When the illustrator first read William Strunk Jr. and E.B. White’s composition bible four years ago, it resonated with her affinity for language. The pictures that adorn her new version interpret famous maxims like “make every word tell” quite literally. For instance, opposite one of the illustrator’s favorite instructive sentences, ‘Poly loves cake more than she loves me,’ a bonnet-clad women in a pink 18th century gown looks wistfully over her shoulder at a tall pink cake, snubbing a suitor at her side.

“I see this book as a high point,” Kalman said. “Maybe because it’s for adults, it’s a different aspect of my art. Maybe I was ready for a certain kind of maturity, without loosing a sense of humor.”

Like language, humor has had a significant influence on Kalman’s work. In 1985, she decided to transform David Byrne’s song, “Stay Up Late” into illustrations; it became her first children’s book. Kalman continued to work on children’s books and soon began writing her own. At a dinner party one night, she befriended the equally eccentric Isaac Mizrahi, who ultimately asked Kalman to design fabric for him.

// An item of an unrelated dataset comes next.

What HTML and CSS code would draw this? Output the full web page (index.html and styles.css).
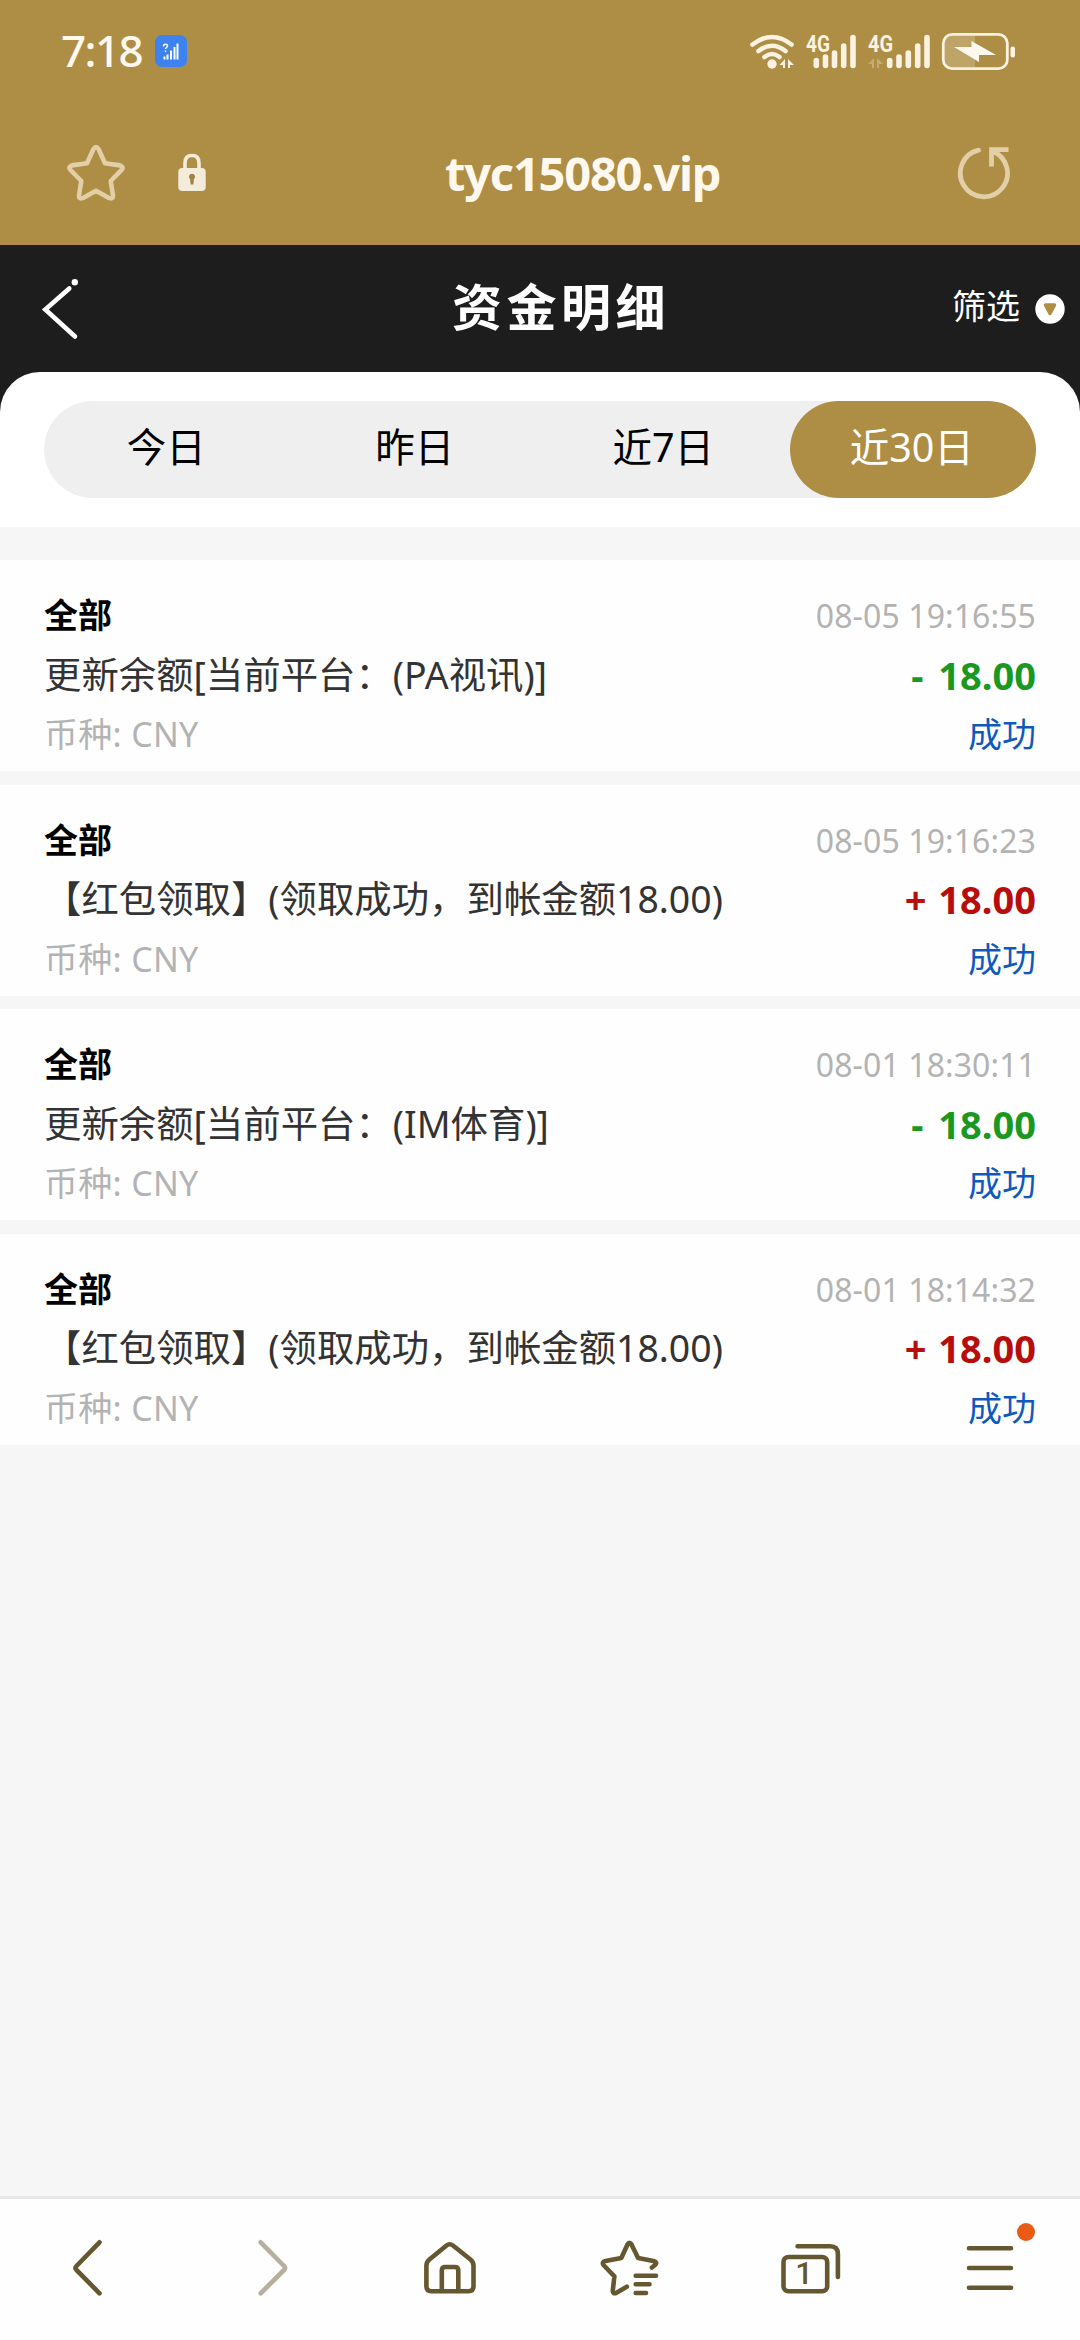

“I was such a fan of her illustrations,” Mizrahi said. “I also love working with her and being around her. She’s got such a flair for the absurd, and that’s sexy. Plus we both adore color.” In turn, Mizrahi introduced her to his friend, Mark Morris, who needed someone to design the sets for his 2000 production of “Four Saints, Three Acts.”

“I love that she has such a kooky and fabulous sense of humor,” said Morris. “I’m way too old to read the children’s books, but I have friends with kids who worship them.”

At 56, Kalman’s oeuvre includes a number of recognizable images, like the “New Yorkistan” New Yorker cover, which depicts the city divided into neighborhoods like “Hiphopabad” and “Cold Turkeystan.” She’s also designed clocks, umbrellas, window displays, and a book about “vernacular fashion.” Still, her latest work reflects a subtle, yet distinct circle back to her childhood.

As a teenager, Kalman attended Manhattan’s High School of Music & Art and Performing Arts (the one featured in “Fame!”) for piano. She also spent four years in the chorus, which helps explain why she commissioned friend Nico Muhly to turn her “Elements of Style” into an opera.

“As I painted, I was singing the words,” Kalman said of the progression from grammar book to song. “It’s a goofy combination, like the Mad Hatter’s Tea Party, but the music is very heartfelt. It’s amazing how the things you love when you’re young reappear in your life.” The opera, which was performed at The New York Public Library’s main branch, used the “Omit Needless Words orchestra” and included Kalman and her friends playing instruments like egg-beaters and slinkies.

Language continues to be the common thread connecting all her artwork, though. When Kalman’s mother passed away over a year ago, she began to sew in her memory. Her embroidery, which she admits expresses darker emotions than her other work, is now on view at the Julie Saul gallery in Chelsea through Dec. 10. At the show’s reception, Saul swept her arm across the span of canvases to indicate a progression in Kalman’s silk embroidery on cotton. Simple stitches trace figures similar to the ones in her children’s book illustrations, but her choice of phrases, like “Seize the Day,” or stanzas from a poem by Goethe, are thoroughly grown up.

“Honestly,” said Saul, referring to the sewn fabrics, “I didn’t know what to think of this work when I first saw it. It was so different from her paintings.”